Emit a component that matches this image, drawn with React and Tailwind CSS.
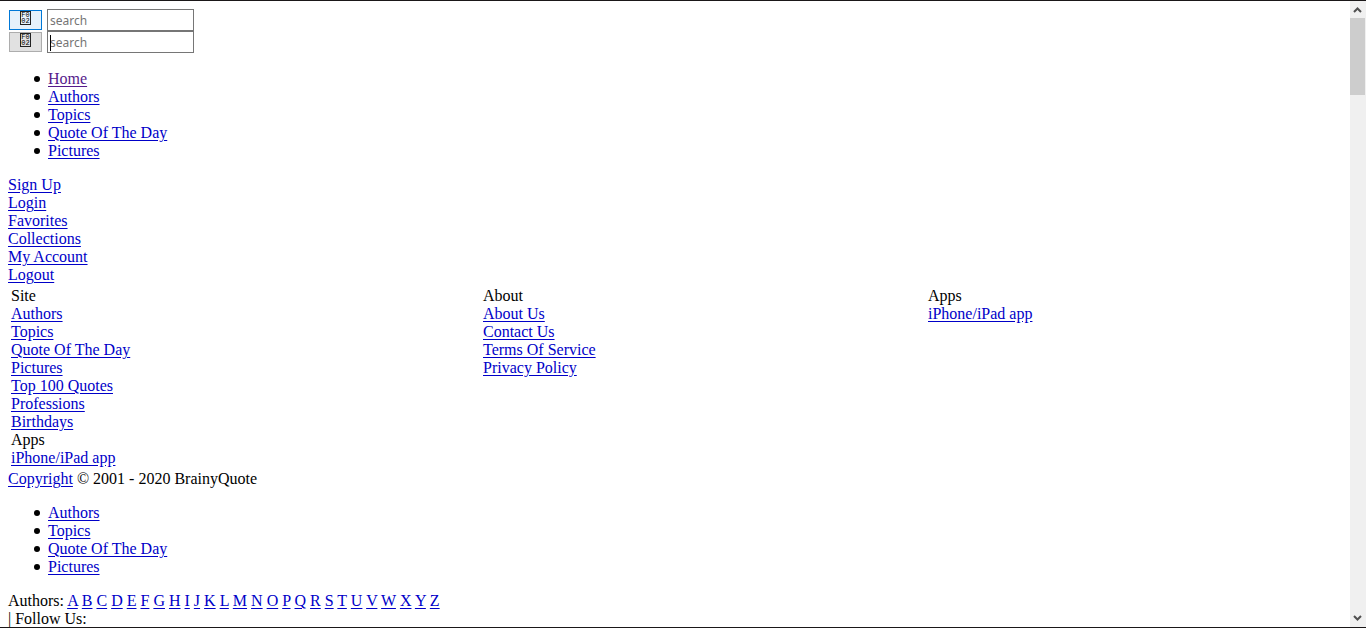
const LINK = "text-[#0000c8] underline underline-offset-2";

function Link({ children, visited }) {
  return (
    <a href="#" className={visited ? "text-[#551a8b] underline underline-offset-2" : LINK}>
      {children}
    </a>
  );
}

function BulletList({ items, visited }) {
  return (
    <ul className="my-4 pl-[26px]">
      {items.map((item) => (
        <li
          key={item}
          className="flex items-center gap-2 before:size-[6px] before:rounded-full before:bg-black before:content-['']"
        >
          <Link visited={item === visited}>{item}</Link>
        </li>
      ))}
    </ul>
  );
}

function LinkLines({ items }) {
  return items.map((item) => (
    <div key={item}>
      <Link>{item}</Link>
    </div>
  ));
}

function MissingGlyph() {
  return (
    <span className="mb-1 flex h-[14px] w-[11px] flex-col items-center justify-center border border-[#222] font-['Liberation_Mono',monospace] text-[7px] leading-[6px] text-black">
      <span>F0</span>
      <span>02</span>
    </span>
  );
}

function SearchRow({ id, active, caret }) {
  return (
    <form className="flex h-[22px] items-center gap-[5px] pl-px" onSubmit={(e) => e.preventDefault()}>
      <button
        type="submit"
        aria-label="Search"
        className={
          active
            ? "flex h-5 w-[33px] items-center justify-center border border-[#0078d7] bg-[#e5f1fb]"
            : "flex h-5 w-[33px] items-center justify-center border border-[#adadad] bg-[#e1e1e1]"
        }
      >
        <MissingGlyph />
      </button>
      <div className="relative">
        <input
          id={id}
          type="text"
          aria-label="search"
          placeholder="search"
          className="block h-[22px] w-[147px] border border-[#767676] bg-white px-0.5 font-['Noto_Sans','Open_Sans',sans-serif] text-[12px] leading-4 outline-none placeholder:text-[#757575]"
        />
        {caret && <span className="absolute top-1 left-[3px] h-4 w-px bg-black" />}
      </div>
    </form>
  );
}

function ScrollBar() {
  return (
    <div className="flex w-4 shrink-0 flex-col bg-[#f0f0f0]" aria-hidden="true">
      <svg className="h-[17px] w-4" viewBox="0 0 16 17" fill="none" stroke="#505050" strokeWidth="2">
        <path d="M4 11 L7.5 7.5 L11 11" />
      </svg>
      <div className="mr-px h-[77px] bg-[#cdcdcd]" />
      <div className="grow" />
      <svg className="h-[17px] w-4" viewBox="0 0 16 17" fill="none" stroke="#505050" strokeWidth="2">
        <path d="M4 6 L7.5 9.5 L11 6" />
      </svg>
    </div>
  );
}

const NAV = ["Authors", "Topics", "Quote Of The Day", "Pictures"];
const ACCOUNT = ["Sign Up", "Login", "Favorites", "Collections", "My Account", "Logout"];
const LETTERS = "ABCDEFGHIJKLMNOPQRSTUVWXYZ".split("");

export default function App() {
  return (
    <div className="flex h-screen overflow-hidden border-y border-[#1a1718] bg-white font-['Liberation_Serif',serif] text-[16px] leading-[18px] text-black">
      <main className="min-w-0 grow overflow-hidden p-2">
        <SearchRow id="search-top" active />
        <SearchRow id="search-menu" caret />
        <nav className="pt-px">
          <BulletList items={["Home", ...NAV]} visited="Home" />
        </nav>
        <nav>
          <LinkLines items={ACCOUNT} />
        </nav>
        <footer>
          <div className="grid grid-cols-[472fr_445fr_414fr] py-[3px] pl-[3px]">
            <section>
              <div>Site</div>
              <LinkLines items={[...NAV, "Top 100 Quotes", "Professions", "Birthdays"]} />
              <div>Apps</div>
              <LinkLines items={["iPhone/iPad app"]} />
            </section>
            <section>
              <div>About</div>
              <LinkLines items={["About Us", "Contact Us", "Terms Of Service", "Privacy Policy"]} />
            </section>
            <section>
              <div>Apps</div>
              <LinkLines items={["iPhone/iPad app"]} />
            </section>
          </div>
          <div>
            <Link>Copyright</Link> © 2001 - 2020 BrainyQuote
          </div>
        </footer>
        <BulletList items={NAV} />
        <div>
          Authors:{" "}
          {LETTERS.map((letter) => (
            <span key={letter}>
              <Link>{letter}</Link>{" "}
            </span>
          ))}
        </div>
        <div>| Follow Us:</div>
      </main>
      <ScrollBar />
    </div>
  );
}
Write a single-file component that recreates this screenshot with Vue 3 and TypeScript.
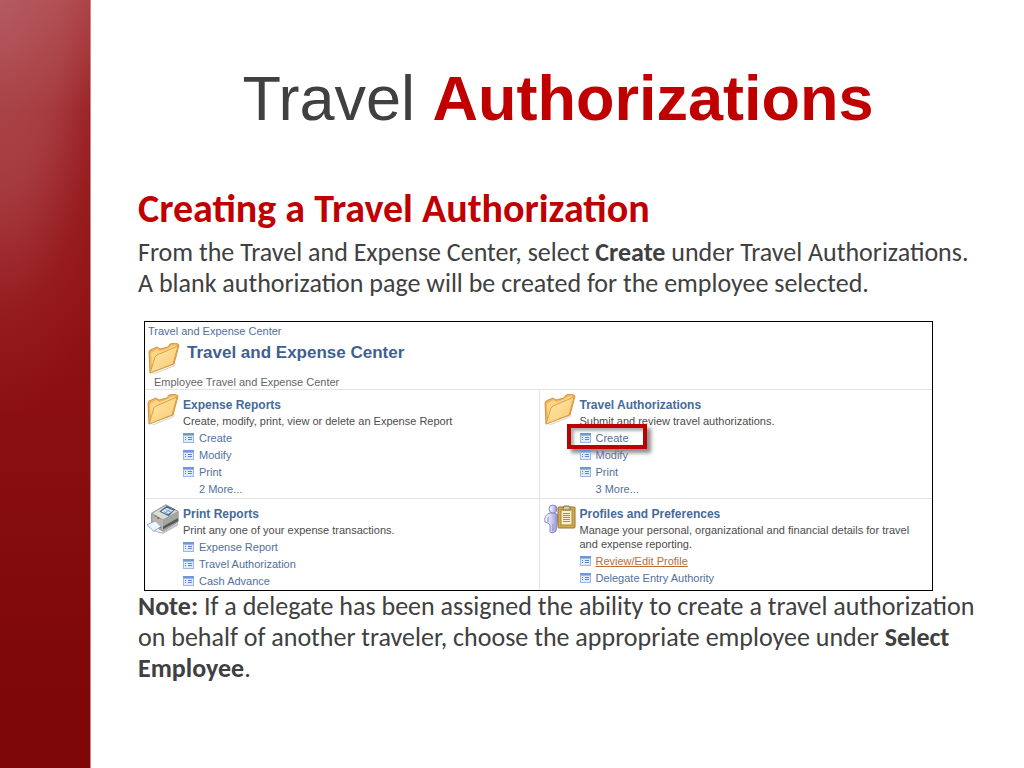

*****

__EXERCISE DESCRIPTION__: All entries must be written out again exactly as given, with no pictures in the copy.

__PROBLEM SOLUTION__:
Emit a component that matches this image, drawn with React and Tailwind CSS.
const LINK = "text-[#0000c8] underline underline-offset-2";

function Link({ children, visited }) {
  return (
    <a href="#" className={visited ? "text-[#551a8b] underline underline-offset-2" : LINK}>
      {children}
    </a>
  );
}

function BulletList({ items, visited }) {
  return (
    <ul className="my-4 pl-[26px]">
      {items.map((item) => (
        <li
          key={item}
          className="flex items-center gap-2 before:size-[6px] before:rounded-full before:bg-black before:content-['']"
        >
          <Link visited={item === visited}>{item}</Link>
        </li>
      ))}
    </ul>
  );
}

function LinkLines({ items }) {
  return items.map((item) => (
    <div key={item}>
      <Link>{item}</Link>
    </div>
  ));
}

function MissingGlyph() {
  return (
    <span className="mb-1 flex h-[14px] w-[11px] flex-col items-center justify-center border border-[#222] font-['Liberation_Mono',monospace] text-[7px] leading-[6px] text-black">
      <span>F0</span>
      <span>02</span>
    </span>
  );
}

function SearchRow({ id, active, caret }) {
  return (
    <form className="flex h-[22px] items-center gap-[5px] pl-px" onSubmit={(e) => e.preventDefault()}>
      <button
        type="submit"
        aria-label="Search"
        className={
          active
            ? "flex h-5 w-[33px] items-center justify-center border border-[#0078d7] bg-[#e5f1fb]"
            : "flex h-5 w-[33px] items-center justify-center border border-[#adadad] bg-[#e1e1e1]"
        }
      >
        <MissingGlyph />
      </button>
      <div className="relative">
        <input
          id={id}
          type="text"
          aria-label="search"
          placeholder="search"
          className="block h-[22px] w-[147px] border border-[#767676] bg-white px-0.5 font-['Noto_Sans','Open_Sans',sans-serif] text-[12px] leading-4 outline-none placeholder:text-[#757575]"
        />
        {caret && <span className="absolute top-1 left-[3px] h-4 w-px bg-black" />}
      </div>
    </form>
  );
}

function ScrollBar() {
  return (
    <div className="flex w-4 shrink-0 flex-col bg-[#f0f0f0]" aria-hidden="true">
      <svg className="h-[17px] w-4" viewBox="0 0 16 17" fill="none" stroke="#505050" strokeWidth="2">
        <path d="M4 11 L7.5 7.5 L11 11" />
      </svg>
      <div className="mr-px h-[77px] bg-[#cdcdcd]" />
      <div className="grow" />
      <svg className="h-[17px] w-4" viewBox="0 0 16 17" fill="none" stroke="#505050" strokeWidth="2">
        <path d="M4 6 L7.5 9.5 L11 6" />
      </svg>
    </div>
  );
}

const NAV = ["Authors", "Topics", "Quote Of The Day", "Pictures"];
const ACCOUNT = ["Sign Up", "Login", "Favorites", "Collections", "My Account", "Logout"];
const LETTERS = "ABCDEFGHIJKLMNOPQRSTUVWXYZ".split("");

export default function App() {
  return (
    <div className="flex h-screen overflow-hidden border-y border-[#1a1718] bg-white font-['Liberation_Serif',serif] text-[16px] leading-[18px] text-black">
      <main className="min-w-0 grow overflow-hidden p-2">
        <SearchRow id="search-top" active />
        <SearchRow id="search-menu" caret />
        <nav className="pt-px">
          <BulletList items={["Home", ...NAV]} visited="Home" />
        </nav>
        <nav>
          <LinkLines items={ACCOUNT} />
        </nav>
        <footer>
          <div className="grid grid-cols-[472fr_445fr_414fr] py-[3px] pl-[3px]">
            <section>
              <div>Site</div>
              <LinkLines items={[...NAV, "Top 100 Quotes", "Professions", "Birthdays"]} />
              <div>Apps</div>
              <LinkLines items={["iPhone/iPad app"]} />
            </section>
            <section>
              <div>About</div>
              <LinkLines items={["About Us", "Contact Us", "Terms Of Service", "Privacy Policy"]} />
            </section>
            <section>
              <div>Apps</div>
              <LinkLines items={["iPhone/iPad app"]} />
            </section>
          </div>
          <div>
            <Link>Copyright</Link> © 2001 - 2020 BrainyQuote
          </div>
        </footer>
        <BulletList items={NAV} />
        <div>
          Authors:{" "}
          {LETTERS.map((letter) => (
            <span key={letter}>
              <Link>{letter}</Link>{" "}
            </span>
          ))}
        </div>
        <div>| Follow Us:</div>
      </main>
      <ScrollBar />
    </div>
  );
}
Write a single-file component that recreates this screenshot with Vue 3 and TypeScript.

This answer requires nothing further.